1 Korintus 12:12 menegaskan bahwa tubuh Kristus terdiri dari banyak anggota, masing-masing dengan fungsi yang berbeda, tetapi satu dalam Roh yang sama.
c. Mendukung disiplin rohani
Disiplin gereja adalah bentuk kasih Allah bagi umat-Nya. Ketika dosa tidak ditegur, kasih sejati telah hilang.
Gereja yang menegakkan disiplin dengan rendah hati menunjukkan bahwa ia mengasihi kekudusan Allah lebih dari kenyamanan manusia.
d. Berdoa bagi para pemimpin gereja
Paulus sendiri memohon doa jemaat (Efesus 6:19). Gembala dan penatua juga manusia lemah, mereka perlu ditopang oleh doa agar tidak jatuh dan tetap setia dalam pelayanan.
8. Gereja Sebagai Bayangan Kerajaan Allah
Pemerintahan gereja hanyalah cerminan dari pemerintahan Kristus di surga.
Ketika Gereja hidup dalam ketaatan terhadap tatanan ilahi, dunia dapat melihat gambaran kecil dari Kerajaan Allah — tempat di mana Kristus memerintah dengan kasih, kebenaran, dan damai sejahtera.
John Calvin berkata:
“Tidak ada tanda yang lebih pasti bahwa Allah hadir di tengah kita selain ketika Gereja diatur dengan tertib dan Firman-Nya ditaati.”
— Institutes IV.1.9
Tata gereja yang kudus bukanlah tujuan akhir, melainkan sarana menuju kesatuan dengan Kristus. Semua bentuk pelayanan, jabatan, dan otoritas harus mengarah kepada satu hal:
Kemuliaan Allah melalui Kristus dalam Gereja (Efesus 3:21).

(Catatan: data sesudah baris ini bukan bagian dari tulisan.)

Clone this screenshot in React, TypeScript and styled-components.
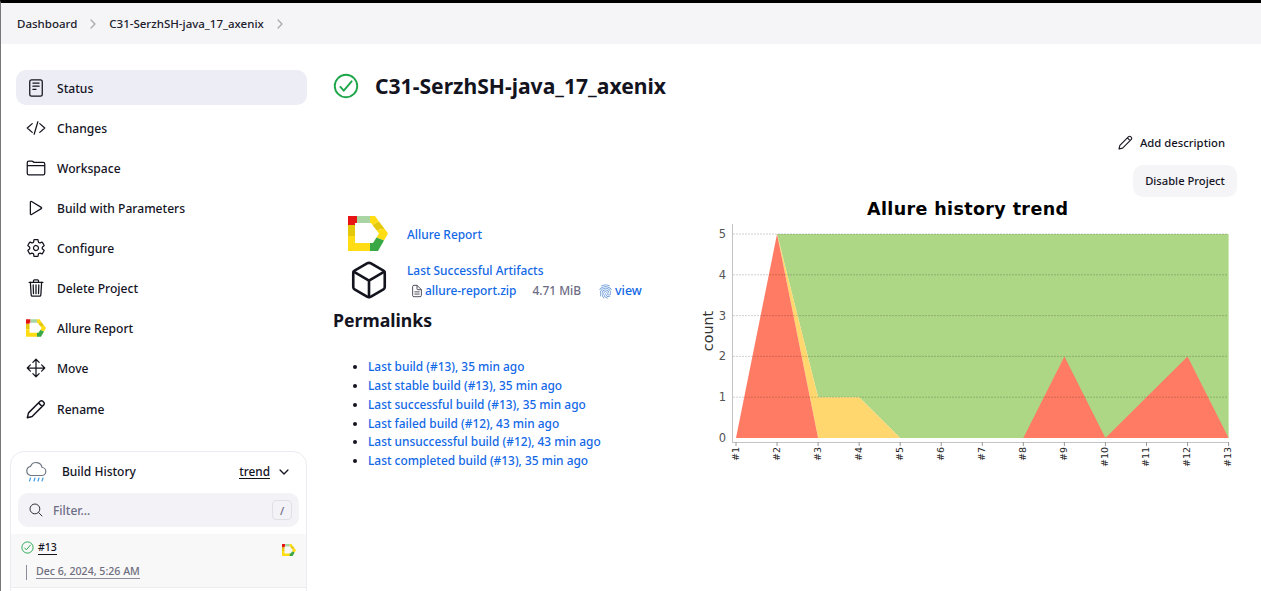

Kesimpulan: Gereja yang Diperintah oleh Kristus
Gereja bukan milik kita. Ia adalah milik Kristus, yang menebusnya dengan darah-Nya yang mahal.
Ia bukan hanya Kepala Gereja secara simbolis, tetapi Pemerintah yang hidup, yang menuntun umat-Nya melalui Firman, Roh, dan para pelayan yang ditetapkan-Nya.
Oleh sebab itu:
-
Marilah kita menghormati tatanan yang Allah tetapkan.
-
Marilah kita hidup sebagai umat yang taat dan tertib di rumah Allah.
-
Marilah kita memelihara kesatuan dalam kasih dan kebenaran.
Sebab pada akhirnya, pemerintahan Gereja yang sejati bukan tentang struktur manusia, melainkan tentang penyerahan diri kepada pemerintahan Kristus.
“Bagi Dialah kemuliaan di dalam jemaat dan di dalam Kristus Yesus turun-temurun sampai selama-lamanya.”